One of the other opportunities WFH opens up massively is the talent pool. Suddenly it’s national if not global. At Graze one of the founders and mainstay developers lived in New Zealand, but that was seen as an exception, given he was a founder. In the near future it could be accepted as normal.
Yes, it will allow for much more diversity too.
Absolutely. It won’t just be about who can commute to Old Street. Having said that, I do think remote onboarding will be an issue. A lot is being talked about it, but I think it’s still hard to immerse someone in a culture without that vital physical, social interaction time. You can intellectually engage from home, but do you emotionally and socially engage in the same way?
How do you think performance management will change?
There will always be a need for it. You’ll always have mis-matches between role-requirements and individuals. There might actually be more need for it in the short term, as roles adapt and change. The two watch outs: how do you genuinely support someone to improve their performance when you’re not sitting next to them. They could feel more isolated and less confident. The second is when a deterioration has only happened post-lockdown. Is it contextual, or because of home circumstances? I would say be cautious before your act on performance issues since March.
There’s been a lot of talk about mental health, unsurprisingly. What’s the first thing a company could do to implement a support system if they haven’t already?
Talk about it. It needs to be ok to have that conversation. Leaders talking about their own struggles is a powerful way to give permission to everyone else. Then support structures such as mental health first aiders, Headspace or other external services can be put in place.
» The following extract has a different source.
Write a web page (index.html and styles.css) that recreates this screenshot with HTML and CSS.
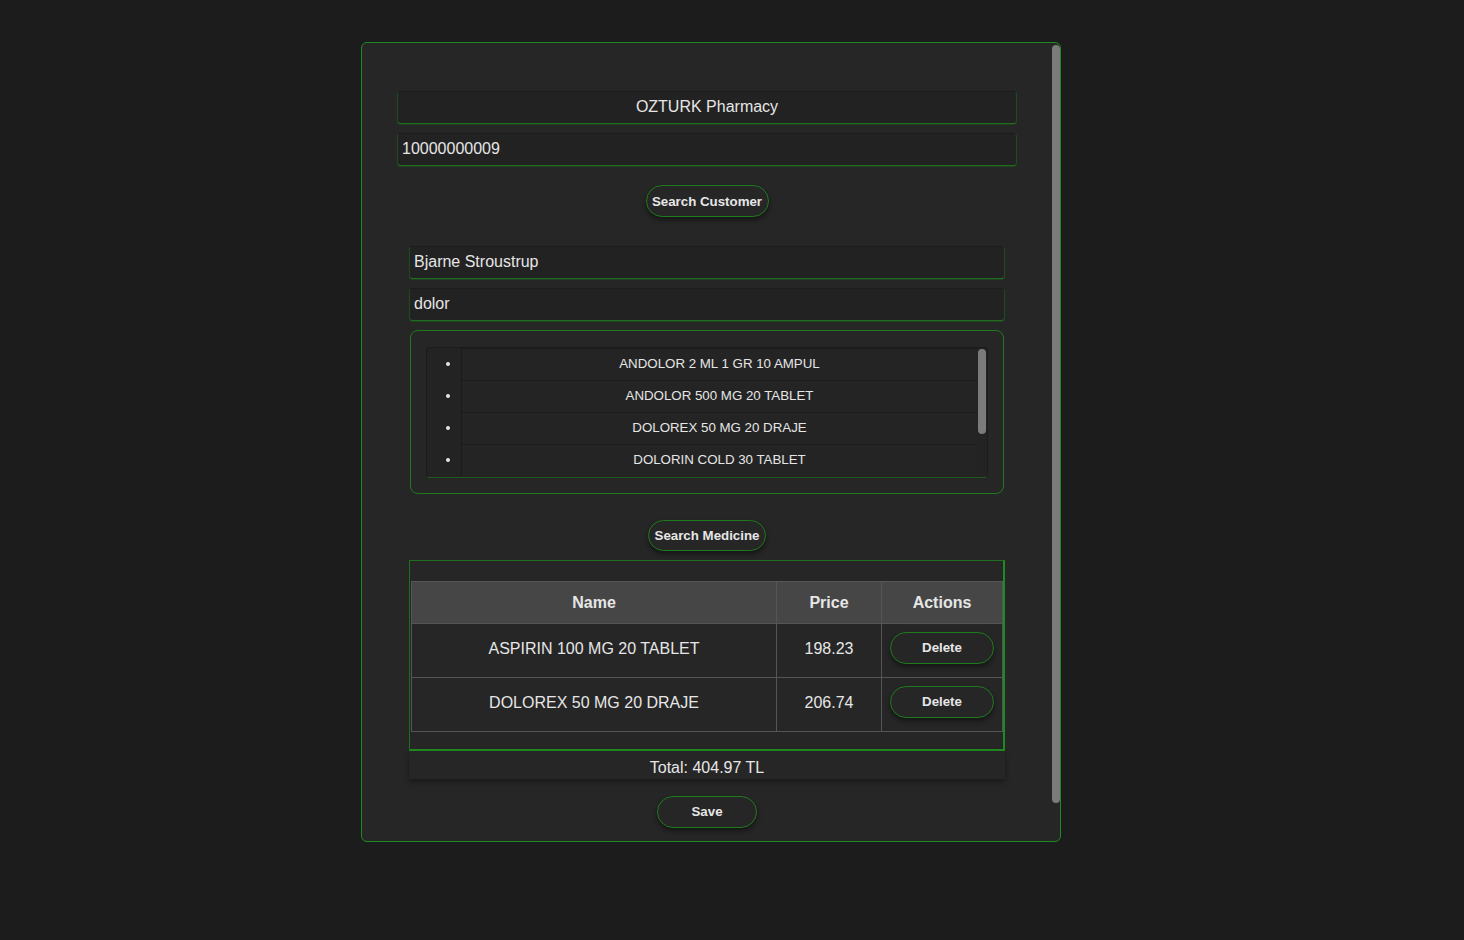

Companies who aren’t having those conversations should definitely start now.
How might org structures and operating models shift?
There have been quite a lot of amusing memes about the death of managers! But that is over-simplistic. It’s more of a shift in that role. The manager as the direction setter, context setter and communicator is still a very important role. This might point to some natural opportunities to simplify over-complicated, overly-layered management structures. There will be some companies that will be nudged away from rigidity towards more agile squad-based working, but I don’t think it will be a massive overhaul. It will be more about the role of the leader and the manager, taking an interest in the whole self of team members rather than just their work function.
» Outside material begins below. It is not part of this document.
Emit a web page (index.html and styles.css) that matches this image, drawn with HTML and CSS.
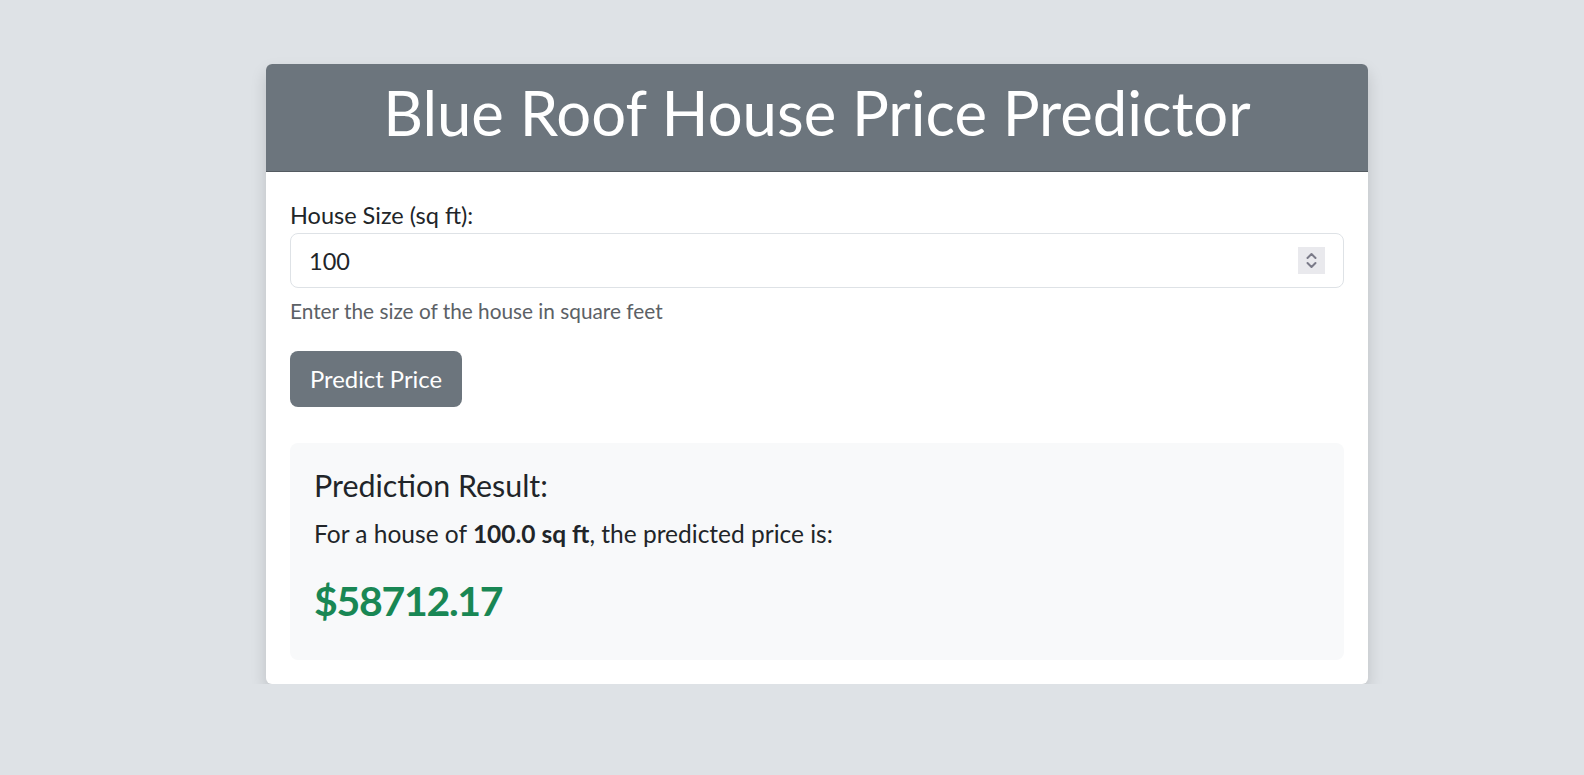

The danger with WFH is that things become transactional. So you have to work harder at keeping the glue that binds the community. Leaders and managers have an important role to play here.
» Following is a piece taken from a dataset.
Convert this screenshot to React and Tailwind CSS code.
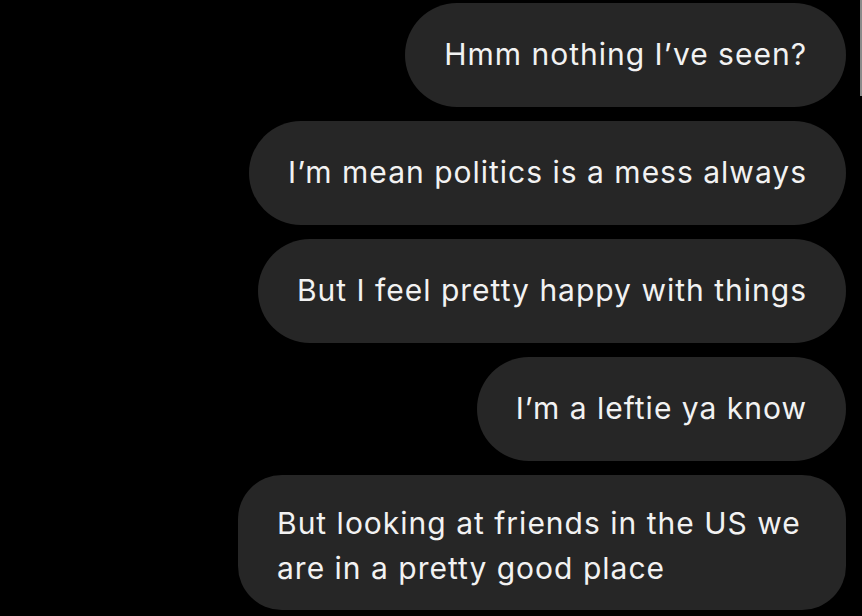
const messages = [
  { id: 1, text: 'Hmm nothing I’ve seen?' },
  { id: 2, text: 'I’m mean politics is a mess always' },
  { id: 3, text: 'But I feel pretty happy with things' },
  { id: 4, text: 'I’m a leftie ya know' },
];

function Bubble({ children, className = '' }) {
  return (
    <div
      className={`bg-[#262626] text-[#f2f2f2] px-[39px] text-[30px] leading-[45px] tracking-[1px] ${className}`}
    >
      {children}
    </div>
  );
}

export default function App() {
  return (
    <div
      className="relative w-[862px] h-[616px] bg-black overflow-hidden"
      style={{ fontFamily: 'Inter, "Noto Sans", sans-serif' }}
    >
      <div className="flex flex-col items-end gap-[14px] pt-[3px] pr-[16px]">
        {messages.map((m) => (
          <Bubble key={m.id} className="h-[104px] pt-[29px] pb-[30px] rounded-[52px]">
            {m.text}
          </Bubble>
        ))}
        <Bubble className="w-[608px] pt-[26px] pb-[19px] rounded-[44px]">
          But looking at friends in the US we
          <br />
          are in a pretty good place
        </Bubble>
      </div>
      {/* scroll indicator */}
      <div className="absolute right-0 top-0 w-[2px] h-[96px] bg-[#8a8a8a]" />
    </div>
  );
}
What else would you suggest to People Leaders?
Talk to your peers. It’s never wasted time. Find out what they’re doing, what they’re anticipating, learn from each other and don’t become insular. I’m noticing that the networks I’m a part of, that include many FTSE 250 Chief HR Officers, are investing significantly in online sharing, far more so than ever before.
What feature could Zoom add to make video-conferencing better?
Interesting! A “Banter area”? The calls I prefer are where there’s downtime before or after a meeting. Just being human beings before you get into the agenda.
I’d like to see a feature that automatically shuts off all the other notifications.
Or one that keeps my teenagers and cats out of the room!
And finally, what are your hopes for the future?
I’m a natural optimist. There’s an opportunity to create a sense of possibility for people. To paint a brighter future. Teams want to hear a positive message. Even if it isn’t about performance it comes back to “what are we all here for? What are we trying to do? What could this business be? How could we work together differently?